-- BEGIN --
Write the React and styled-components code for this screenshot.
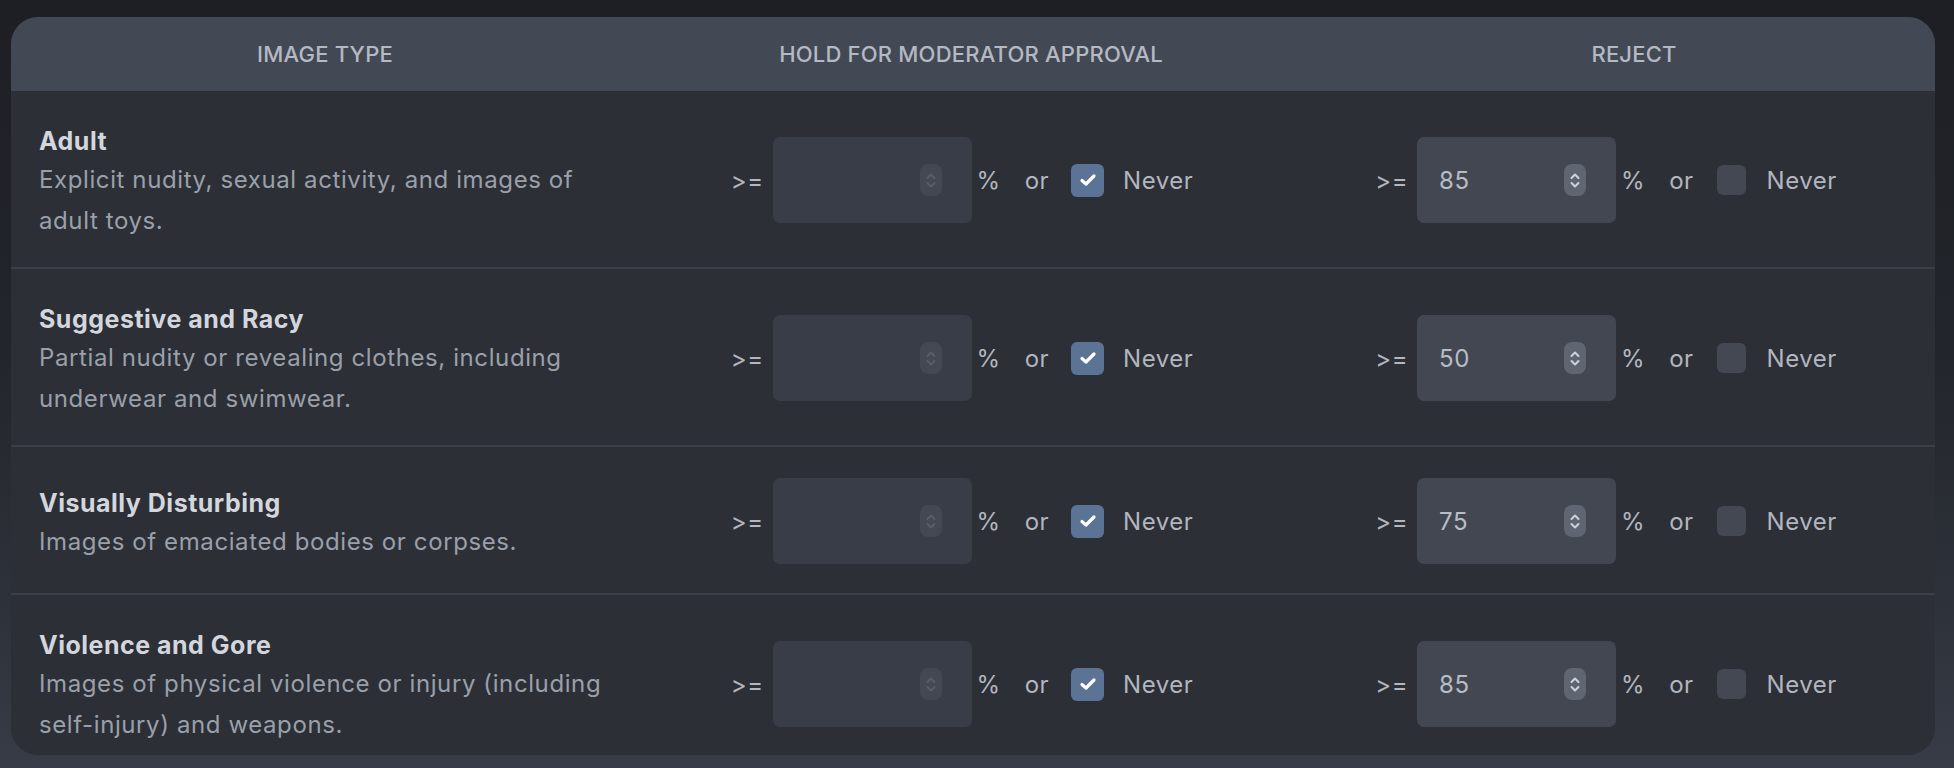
import React from 'react';
import styled, { createGlobalStyle } from 'styled-components';

const GlobalStyle = createGlobalStyle`
  html, body {
    margin: 0;
    padding: 0;
  }
  body {
    background: linear-gradient(180deg, #1d1f24 0%, #22252b 45%, #2e323a 80%, #373c47 100%);
    font-family: Inter, 'Liberation Sans', Arial, sans-serif;
    -webkit-font-smoothing: antialiased;
  }
`

const Page = styled.div`
  height: 768px;
  box-sizing: border-box;
  padding: 17px 19px 13px 11px;
`

const Card = styled.div`
  height: 738px;
  border-radius: 27px;
  overflow: hidden;
  background: #2c2f36;
`

const cols = '628px 646px 1fr'

const HeaderRow = styled.div`
  display: grid;
  grid-template-columns: ${cols};
  align-items: center;
  height: 74px;
  background: #434954;
`

const HeaderCell = styled.div`
  text-align: center;
  padding-left: ${p => p.$shift || 0}px;
  font-size: 22px;
  font-weight: 500;
  color: #b4b9c3;
  text-transform: uppercase;
  letter-spacing: 0.2px;
`

const Row = styled.div`
  display: grid;
  grid-template-columns: ${cols};
  align-items: center;
  box-sizing: border-box;
  min-height: 148px;
  padding: 28px 0 26px;
  border-top: ${p => p.$first ? 'none' : '2px solid #3a3f48'};
`

const TypeCell = styled.div`
  padding: 7px 0 0 28px;
`

const Title = styled.div`
  font-size: 25px;
  font-weight: 700;
  line-height: 30px;
  margin-bottom: 3px;
  letter-spacing: 0.5px;
  color: #d3d6dc;
`

const Desc = styled.div`
  font-size: 24px;
  line-height: 41px;
  letter-spacing: 0.6px;
  color: #9aa0aa;
`

const Controls = styled.div`
  display: flex;
  align-items: center;
  justify-content: center;
  padding-right: ${p => p.$pad || 0}px;
  font-size: 24px;
  letter-spacing: 0.5px;
  color: #b2b6be;
`

const Label = styled.span`
  margin-left: ${p => p.$gap || 0}px;
`

const NumberBox = styled.div`
  display: flex;
  align-items: center;
  justify-content: space-between;
  box-sizing: border-box;
  width: 199px;
  height: 86px;
  margin: 0 5px 0 9px;
  padding: 0 30px 0 22px;
  border-radius: 7px;
  background: ${p => p.$disabled ? '#393d47' : '#424752'};
  color: #b8bcc4;
  font-size: 24px;
`

const Spinner = styled.div`
  display: flex;
  flex-direction: column;
  align-items: center;
  justify-content: center;
  gap: 1px;
  width: 22px;
  height: 32px;
  border-radius: 8px;
  background: ${p => p.$disabled ? '#434853' : '#5f6571'};
  color: ${p => p.$disabled ? '#585e69' : '#cfd2d8'};
`

const Check = styled.div`
  display: flex;
  align-items: center;
  justify-content: center;
  width: ${p => p.$on ? 33 : 29}px;
  height: ${p => p.$on ? 33 : 30}px;
  margin: 0 ${p => p.$on ? 19 : 21}px 0 ${p => p.$on ? 22 : 23}px;
  border-radius: 6px;
  background: ${p => p.$on ? '#5b7496' : '#434853'};
`

const Chevron = ({ up }) => (
  <svg width="12" height="8" viewBox="0 0 12 8" fill="none">
    <path d={up ? 'M2.5 6 L6 2.5 L9.5 6' : 'M2.5 2 L6 5.5 L9.5 2'} stroke="currentColor" strokeWidth="2" strokeLinecap="round" strokeLinejoin="round" />
  </svg>
)

const Threshold = ({ value, never, pad }) => (
  <Controls $pad={pad}>
    <span>&gt;=</span>
    <NumberBox $disabled={never}>
      <span>{value}</span>
      <Spinner $disabled={never}>
        <Chevron up />
        <Chevron />
      </Spinner>
    </NumberBox>
    <span>%</span>
    <Label $gap={24}>or</Label>
    <Check $on={never}>
      {never && (
        <svg width="18" height="14" viewBox="0 0 18 14" fill="none">
          <path d="M3 7.5 L7 11 L15 3" stroke="#ffffff" strokeWidth="3.2" strokeLinecap="round" strokeLinejoin="round" />
        </svg>
      )}
    </Check>
    <span>Never</span>
  </Controls>
)

const types = [
  { title: 'Adult', desc: ['Explicit nudity, sexual activity, and images of', 'adult toys.'], reject: '85' },
  { title: 'Suggestive and Racy', desc: ['Partial nudity or revealing clothes, including', 'underwear and swimwear.'], reject: '50' },
  { title: 'Visually Disturbing', desc: ['Images of emaciated bodies or corpses.'], reject: '75' },
  { title: 'Violence and Gore', desc: ['Images of physical violence or injury (including', 'self-injury) and weapons.'], reject: '85' },
]

export default function App() {
  return (
    <Page>
      <GlobalStyle />
      <Card>
        <HeaderRow>
          <HeaderCell>Image Type</HeaderCell>
          <HeaderCell $shift={18}>Hold for moderator approval</HeaderCell>
          <HeaderCell $shift={48}>Reject</HeaderCell>
        </HeaderRow>
        {types.map((t, i) => (
          <Row key={t.title} $first={i === 0}>
            <TypeCell>
              <Title>{t.title}</Title>
              {t.desc.map(line => <Desc key={line}>{line}</Desc>)}
            </TypeCell>
            <Threshold value="" never />
            <Threshold value={t.reject} never={false} pad={8} />
          </Row>
        ))}
      </Card>
    </Page>
  )
}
-- END --
What the exercise asks | Give only the number of lines in the data that hold the string "components".

The answer | 2